HEGEMAN: Yeah, there were a few we would have liked, and if we’re going to do another one, they would love to come and join us. I think there are a lot of filmmakers who enjoy short-form storytelling, and there were two or three we would have liked to do this and they would have liked to do it, but from a scheduling perspective, it didn’t work out. I’d rather not say who they were, so it’ll be a surprise if we come out with a sequel and there are these very cool names attached. And who knows, maybe they’ll change their minds, and I’ll say their names in this article and they’ll get mad at me.
FANG: Were the filmmakers all aware of what each other was doing?
HEGEMAN: Yeah, and that was sort of the fun part, because it was a collaborative group. Not that they worked on each other’s movies, but they were very into what each other was making, which holidays they had, contacting each other about how to solve problems in getting these made on a budget but still being able to present the scope and the ideas they wanted. It was pretty cool seeing them all come together.
FANG: Halloween and Christmas have been the subject of many past horror movies; was it a challenge to come up with fresh approaches to those two?
HEGEMAN: It was not, because the filmmakers, once we decided on the holidays for each of them, came up with their own stories, and one thing I can tell you about every single one of them is they’re unbelievably creative. Scott Stewart said, “I want Christmas, and I know exactly what I want to do with it,” and Kevin Smith similarly wanted to do Halloween. Those were two of the higher-profile names, and each of them wanted a very specific holiday—and like you said, both of them have been done time and time again. But those directors had always had stories they’d wanted to tell about those days. Everyone who came on board, in fact, had some story about a holiday they wanted to tell in the backs of their heads. Nicholas McCarthy’s short is insane, and that was based on him being fixated on a certain element of Easter that he wanted to explore.
FANG: One thing other anthology creators have talked about is getting the right balance of tones, and making smooth transitions from one segment to the next. Since you were locked into a chronological order here, did it take a lot of work to make sure the tone flowed correctly from one holiday to the next?

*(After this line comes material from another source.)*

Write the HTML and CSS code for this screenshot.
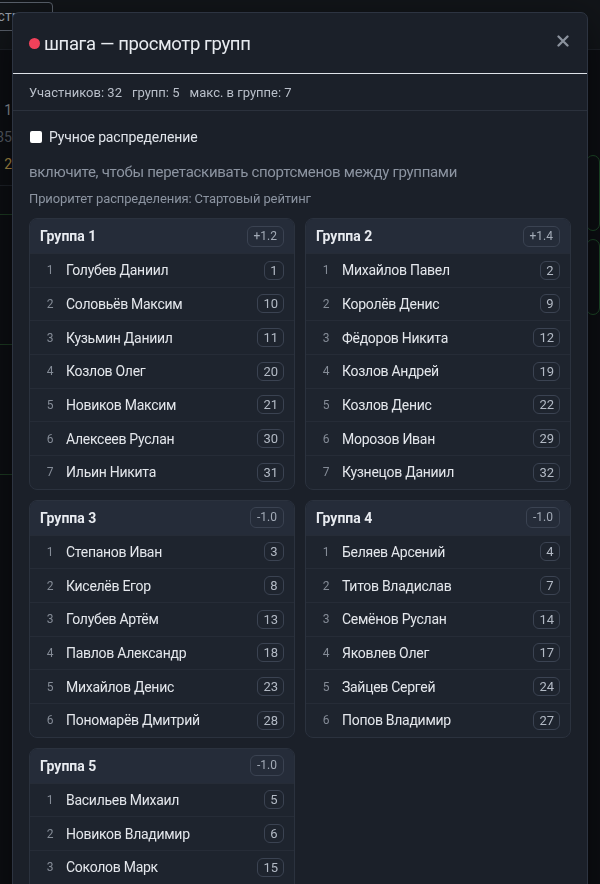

HEGEMAN: It’s funny—that was one of the things we were very nervous about, because obviously, like you said, we had to order them based on the calendar year. I think we just lucked out. One thing I didn’t want to do, because of the respect I have for all these directors, was tell them what the tone of their segments should be. They didn’t do this as a job, but out of passion, and they weren’t being told by a studio, “Do this, do this, do that.” It was more like, “Do what you want to do.” What we did try to do was match certain directors’ paces to the days; we knew Sarah’s style going in, for example, so we tried to match certain styles with the holidays where we could. But we didn’t say, “Hey, this is the fourth short, and we’re going to need to become more extreme or more cerebral.” We just let the directors do their thing, and it worked out.
FANG: If and when you get to do a sequel, is there any particular holiday you especially want to tackle that you didn’t get to do this time?
HEGEMAN: Yes, and that’s one of the reasons why I couldn’t say the director’s name, but April Fool’s Day is a huge one that we would like to do, and July 4. We didn’t do Thanksgiving, which is another big one. And if we do another film, we’d mix in a little bit more of an international flavor, maybe doing something with the Chinese New Year and bringing in some Latino directors. We would like to give it as much as of an eclectic, global feel as we can.